The world may not have ended today (as of writing this, anyway), but Saxo Bank seems more than ready to pick up where the Mayans’ predictions left off.
The Danish investment bank has published its unofficial ‘Outrageous Predictions 2013’, and according to their findings, the economic forecast for next year is gloomy at best.
The report indicates ten possible financial scenarios for the coming year based on current economic conditions. And while the events may seem unlikely, according to Steen Jakobsen, chief economist for Saxo Bank, the scenarios are closer than they may appear.
The predictions are “far more probable than appreciated and could have significant (mostly very negative) consequences on investment returns in the New Year”, Jakobsen wrote in the report.
Among the predicted catastrophes are Spain’s debt downgrading to junk status, oil falling to as low as $50 per barrel, and the German stock index DAX falling by 33 percent.
The events, Jakobsen pointed out, could drastically alter the financial landscape and potentially threaten the political status quo.
The biggest concern on the cusp of the new year – and the cause of the predicted unrest – he wrote, was an odd combination of what he called “extreme complacency about the risks presented” and “rapidly accelerating social tensions”.

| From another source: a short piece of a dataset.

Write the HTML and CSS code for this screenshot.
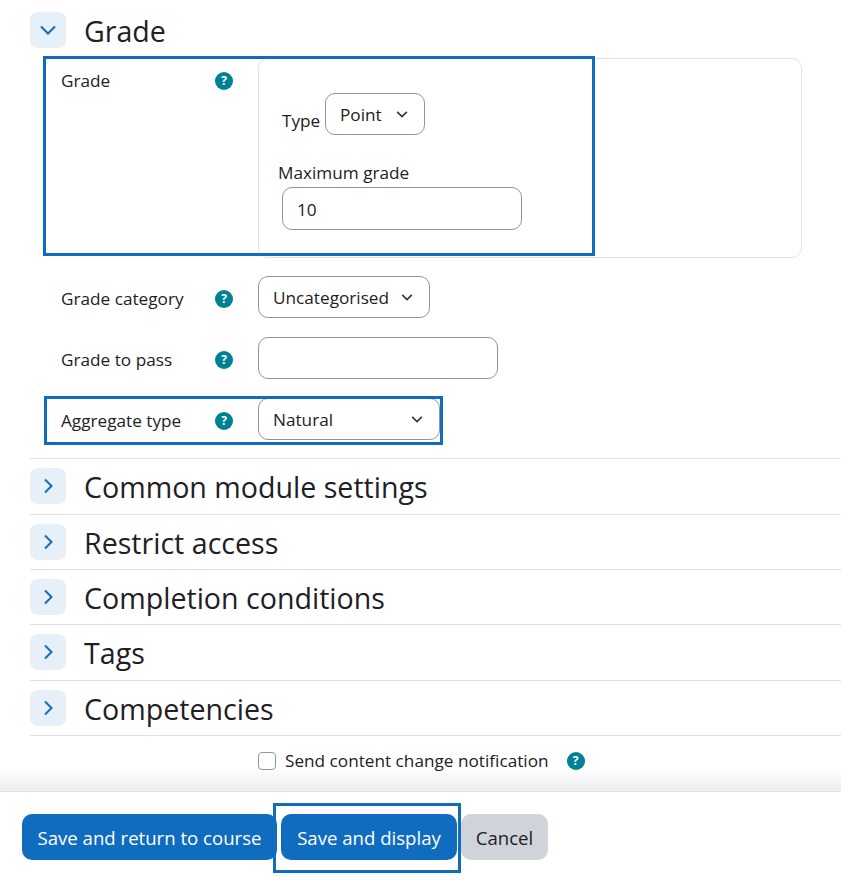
FILE: index.html
```html
<!DOCTYPE html>
<html lang="en">
  <head>
    <meta charset="UTF-8" />
    <title>Grade settings</title>
    <link rel="stylesheet" href="styles.css">
  </head>
  <body>
    <form class="page">
      <div class="content">
        <div class="section-head open">
          <span class="toggle">
            <svg width="16" height="16" viewBox="0 0 16 16"><path d="M1 4.5l7 7 7-7" /></svg>
          </span>
          <h3>Grade</h3>
        </div>

        <div class="row row-grade">
          <div class="highlight hl-grade"></div>
          <div class="label">
            <span>Grade</span>
            <span class="help">?</span>
          </div>
          <div class="card">
            <div class="type-line">
              <label>Type</label>
              <select class="select sel-type"><option>Point</option></select>
            </div>
            <label class="max-label">Maximum grade</label>
            <input class="input input-max" type="text" value="10" />
          </div>
        </div>

        <div class="row row-cat">
          <div class="label">
            <span>Grade category</span>
            <span class="help">?</span>
          </div>
          <select class="select sel-cat"><option>Uncategorised</option></select>
        </div>

        <div class="row">
          <div class="label">
            <span>Grade to pass</span>
            <span class="help">?</span>
          </div>
          <input class="input input-pass" type="text" />
        </div>

        <div class="row">
          <div class="highlight hl-aggregate"></div>
          <div class="label">
            <span>Aggregate type</span>
            <span class="help">?</span>
          </div>
          <select class="select sel-agg"><option>Natural</option></select>
        </div>

        <div class="sections">
          <div class="section-head closed">
            <span class="toggle">
              <svg width="16" height="16" viewBox="0 0 16 16"><path d="M5 1.5l6.5 6.5-6.5 6.5" /></svg>
            </span>
            <h3>Common module settings</h3>
          </div>
          <div class="section-head closed">
            <span class="toggle">
              <svg width="16" height="16" viewBox="0 0 16 16"><path d="M5 1.5l6.5 6.5-6.5 6.5" /></svg>
            </span>
            <h3>Restrict access</h3>
          </div>
          <div class="section-head closed">
            <span class="toggle">
              <svg width="16" height="16" viewBox="0 0 16 16"><path d="M5 1.5l6.5 6.5-6.5 6.5" /></svg>
            </span>
            <h3>Completion conditions</h3>
          </div>
          <div class="section-head closed">
            <span class="toggle">
              <svg width="16" height="16" viewBox="0 0 16 16"><path d="M5 1.5l6.5 6.5-6.5 6.5" /></svg>
            </span>
            <h3>Tags</h3>
          </div>
          <div class="section-head closed">
            <span class="toggle">
              <svg width="16" height="16" viewBox="0 0 16 16"><path d="M5 1.5l6.5 6.5-6.5 6.5" /></svg>
            </span>
            <h3>Competencies</h3>
          </div>
        </div>

        <div class="notify">
          <input class="check" type="checkbox" />
          <span>Send content change notification</span>
          <span class="help">?</span>
        </div>
      </div>

      <div class="footer">
        <button class="btn btn-primary btn-return" type="button">Save and return to course</button>
        <span class="display-wrap">
          <span class="highlight hl-display"></span>
          <button class="btn btn-primary btn-display" type="button">Save and display</button>
        </span>
        <button class="btn btn-cancel" type="button">Cancel</button>
      </div>
    </form>
  </body>
</html>
```

FILE: styles.css
```css
* {
  box-sizing: border-box;
}
body {
  margin: 0;
  background-color: white;
  color: #1d2125;
  font-family: "Open Sans", "Noto Sans", sans-serif;
  font-size: 17.2px;
  overflow: hidden;
}
.page {
  height: 876px;
  display: flex;
  flex-direction: column;
}
.content {
  flex: 1;
  padding: 12px 0 0 30px;
  background: linear-gradient(to bottom, white 768px, #eeeeee 790px);
}
.section-head {
  display: flex;
  align-items: flex-start;
  gap: 18px;
}
.section-head h3 {
  margin: 0;
  font-size: 28.6px;
  font-weight: 400;
  line-height: 38px;
}
.section-head.closed {
  height: 55.4px;
  border-top: 1px solid #dee2e6;
  padding-top: 9px;
}
.toggle {
  width: 36px;
  height: 36px;
  border-radius: 8px;
  background-color: #e7eff8;
  display: flex;
  align-items: center;
  justify-content: center;
}
.toggle svg path {
  fill: none;
  stroke: #0f6cbf;
  stroke-width: 2;
}
.row {
  position: relative;
  display: flex;
  align-items: center;
  margin-top: 19px;
}
.row-grade {
  align-items: flex-start;
  margin-top: 8px;
}
.row-cat {
  margin-top: 18px;
}
.label {
  width: 228px;
  flex-shrink: 0;
  padding-left: 31px;
  padding-top: 3px;
  display: flex;
  align-items: center;
}
.label > span:first-child {
  width: 154px;
}
.row-grade .label {
  padding-top: 11px;
}
.help {
  width: 18px;
  height: 18px;
  border-radius: 50%;
  background-color: #008196;
  color: white;
  font-size: 12px;
  font-weight: 700;
  line-height: 18px;
  text-align: center;
  flex-shrink: 0;
}
.card {
  width: 544px;
  height: 200px;
  border: 1px solid #dee2e6;
  border-radius: 10px;
  padding: 34px 0 0 19px;
}
.type-line {
  display: flex;
  align-items: flex-end;
  gap: 5px;
  padding-left: 4px;
}
.type-line label {
  width: 38px;
  padding-bottom: 3px;
}
.max-label {
  display: block;
  margin-top: 26px;
  line-height: 24px;
}
.select,
.input {
  height: 42px;
  border: 1px solid #8f959e;
  border-radius: 10px;
  background-color: white;
  color: #1d2125;
  font: inherit;
  padding: 0 14px;
}
.select {
  appearance: none;
  background-image: url("data:image/svg+xml,%3Csvg xmlns='http://www.w3.org/2000/svg' width='16' height='16' viewBox='0 0 16 16'%3E%3Cpath d='M2.5 5.5L8 11l5.5-5.5' fill='none' stroke='%23343a40' stroke-width='2'/%3E%3C/svg%3E");
  background-repeat: no-repeat;
  background-position: right 15px center;
  background-size: 14px 14px;
}
.sel-type {
  width: 100px;
}
.sel-cat {
  width: 172px;
}
.sel-agg {
  width: 182px;
}
.input-max {
  display: block;
  width: 240px;
  height: 43px;
  margin: 2px 0 0 4px;
  padding-top: 2px;
}
.input-pass {
  width: 240px;
}
.sections {
  margin-top: 18.2px;
}
.notify {
  display: flex;
  align-items: center;
  padding-left: 228px;
  height: 50px;
  border-top: 1px solid #dee2e6;
}
.notify span:nth-child(2) {
  margin-left: 9px;
  margin-right: 18px;
}
.check {
  appearance: none;
  width: 18px;
  height: 18px;
  margin: 0;
  border: 1px solid #8f959e;
  border-radius: 4px;
  background-color: white;
}
.footer {
  height: 85px;
  border-top: 1px solid #dee2e6;
  background-color: white;
  display: flex;
  align-items: flex-start;
  gap: 4px;
  padding: 22px 0 0 22px;
}
.btn {
  height: 46px;
  border: none;
  border-radius: 10px;
  font-family: inherit;
  font-size: 18.6px;
  padding: 0;
}
.btn-primary {
  background-color: #0f6cbf;
  color: white;
}
.btn-return {
  width: 255px;
}
.btn-display {
  display: block;
  width: 176px;
}
.btn-cancel {
  width: 87px;
  background-color: #ced4da;
  color: #1d2125;
}
.display-wrap {
  position: relative;
}
/* blue boxes drawn over the form */
.highlight {
  position: absolute;
  border: 3px solid #0f6cbf;
  pointer-events: none;
}
.hl-grade {
  left: 13px;
  top: -2px;
  width: 552px;
  height: 200px;
}
.hl-aggregate {
  left: 14px;
  top: -2px;
  width: 399px;
  height: 49px;
}
.hl-display {
  left: -8px;
  top: -11px;
  width: 188px;
  height: 70px;
}
```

He went on to explain that society will move increasingly towards political radicalism in 2013, as mainstream politicians are quickly losing ideological ground. Jakobsen pointed to the Occupy movement, which recently won a symbolic victory over Danske Bank, as a warning of unrest to come.
“The far left and far right will both gain ground by appealing to the desperately disenfranchised voters who have very little to lose in responding to their messages,” Jakobsen said.
Though many express doubts about the reports, a few of Saxo’s predictions have come true in the past, according to Ekaterina Kondrashova of Investcafe.
“In 2011, nine out of ten predictions didn’t come true,” Kondrashova told Russian news organisation RT. “However, one of their predictions that yields on 30-year US [treasury] bills would fall to three percent was correct.”
Jakobsen himself was quick to dismiss sceptics, saying that the fiscal deficits in the Western world are currently at levels unseen since the Second World War.
“We may not be fighting in the trenches, but we may soon be fighting in the streets,” he said.